Wendy was supposed to be his female hope—the woman who corrected him and gave him a family.
They’d met at a fundraiser for breast cancer at the Lincoln Center in Washington D.C. Though his business was spreading poison on the streets, AZ wanted to make some difference with his money, and he wanted to rub elbows with a few political figures in D.C. He was well aware that in his line of business it was always good to have some powerful friends. AZ wanted his money to have limitless reach, and he was willing to contribute to various fundraisers, campaigns, transnational investments, and charities in the area. He wanted to induct himself into the business world and cement himself into the lives of folks that mattered. There was also the occasional blackmailing of someone of influence in case he got into a legal jam. AZ had to think three steps ahead of trouble. He had pushed his pawns farther onto the board, and now the pieces that mattered were moving right behind them.
That night at the D.C. fundraiser, he locked eyes with Wendy from across the room. It was a fleeting glance for her, but his gaze lingered. She looked radiant in her black lace corset dress and Gucci heels. There was something about this woman that attracted his attention. She seemed relevant in a room full of politicians, lobbyists, rich businessmen, and high-end lawyers. She was able to hold a conversation and match wits with the best in the room.

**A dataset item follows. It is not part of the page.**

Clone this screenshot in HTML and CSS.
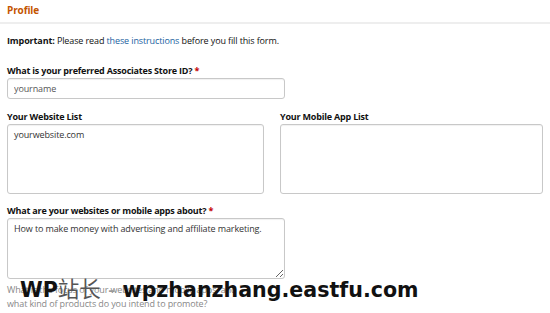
FILE: index.html
```html
<!DOCTYPE html>
<html>
<head>
<meta charset="UTF-8">
<title>Profile</title>
<link rel="stylesheet" href="styles.css">
</head>
<body>
	<div class="page-head">
		<h2 class="page-title">Profile</h2>
	</div>

	<div class="form">
		<p class="notice"><b>Important:</b> Please read <a href="#">these instructions</a> before you fill this form.</p>

		<div class="field field-short field-first">
			<label>What is your preferred Associates Store ID? <span class="req">*</span></label>
			<input type="text" class="txt" value="yourname">
		</div>

		<div class="row">
			<div class="field">
				<label>Your Website List</label>
				<textarea class="area area-list">yourwebsite.com</textarea>
			</div>
			<div class="field">
				<label>Your Mobile App List</label>
				<textarea class="area area-list"></textarea>
			</div>
		</div>

		<div class="field field-short">
			<label>What are your websites or mobile apps about? <span class="req">*</span></label>
			<textarea class="area area-about">How to make money with advertising and affiliate marketing.</textarea>
			<p class="hint">What is the focus of your websites and mobile apps, and<br>what kind of products do you intend to promote?</p>
		</div>
	</div>

	<div class="watermark">WP<span class="cjk">站长</span> <span class="dash">-</span> wpzhanzhang.eastfu.com</div>
</body>
</html>
```

FILE: styles.css
```css
body{
	margin: 0;
	background: #fff;
	font-family: "Open Sans", "Noto Sans", sans-serif;
	font-size: 9px;
	letter-spacing: -0.12px;
	color: #111;
	position: relative;
	height: 313px;
	overflow: hidden;
}

.page-head{
	height: 22px;
	border-bottom: 2px solid #eeeeee;
	padding-left: 7px;
}

.page-title{
	margin: 0;
	padding-top: 3px;
	font-size: 10px;
	font-weight: 700;
	color: #c45500;
}

.form{
	padding: 0 7px;
}

.notice{
	margin: 11px 0 0 0;
	line-height: 12px;
}

.notice a{
	color: #2162a1;
	text-decoration: none;
}

.field{
	display: flex;
	flex-direction: column;
}

.field label{
	font-weight: 700;
	letter-spacing: -0.2px;
	line-height: 12px;
	margin-bottom: 1px;
}

.field-short{
	width: 278px;
	margin-top: 11px;
}

.field-first{
	margin-top: 18px;
}

.req{
	color: #c40000;
}

.txt, .area{
	box-sizing: border-box;
	border: 1px solid #c8c8c8;
	border-radius: 3px;
	box-shadow: inset 0 1px 1px rgba(0,0,0,0.06);
	font-family: "Open Sans", "Noto Sans", sans-serif;
	font-size: 9px;
	letter-spacing: -0.12px;
	color: #333;
	padding: 4px 6px;
	margin: 0;
	background: #fff;
}

.txt{
	height: 21px;
	color: #555;
}

.row{
	display: grid;
	grid-template-columns: 257px 263px;
	column-gap: 16px;
	margin-top: 12px;
}

.area{
	resize: none;
	line-height: 12px;
}

.area-list{
	height: 70px;
}

.area-about{
	height: 61px;
	resize: vertical;
}

.hint{
	margin: 4px 0 0 0;
	color: #888;
	line-height: 14px;
}

.watermark{
	position: absolute;
	left: 20px;
	top: 277px;
	line-height: 1;
	font-family: "DejaVu Sans", "Noto Sans CJK SC", sans-serif;
	font-weight: 700;
	font-size: 20.6px;
	letter-spacing: 0;
	color: #111;
	white-space: nowrap;
}

.cjk{
	font-family: "Noto Sans CJK SC", sans-serif;
	font-weight: 400;
	font-size: 21.5px;
	color: #555;
}

.dash{
	font-weight: 400;
	color: #999;
}
```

AZ approached her. Dressed handsomely in a Tom Ford suit with a price tag of seven thousand dollars, he exuded wealth. He couldn’t remember the last time he’d stepped to a woman and initiated the conversation. The ladies always approached him. But there he was, tapping his future wife on her shoulder and sparking up a conversation with her.
Wendy liked what she saw, and there was chemistry between them. The bonus for AZ was finding out that she was an assistant state’s attorney for Baltimore. He saw her position as a major advantage for him.
After a few dates with him, she fell in love, and AZ saw opportunity and a future with her. Not only would being with her cloak his homosexuality, but he could get inside her head and know her world. With Wendy being a prosecutor, AZ felt he had one up on the law. She believed he was a real estate developer. Why not? He had the knowledge and the wealth of the business. Together, they were a power couple.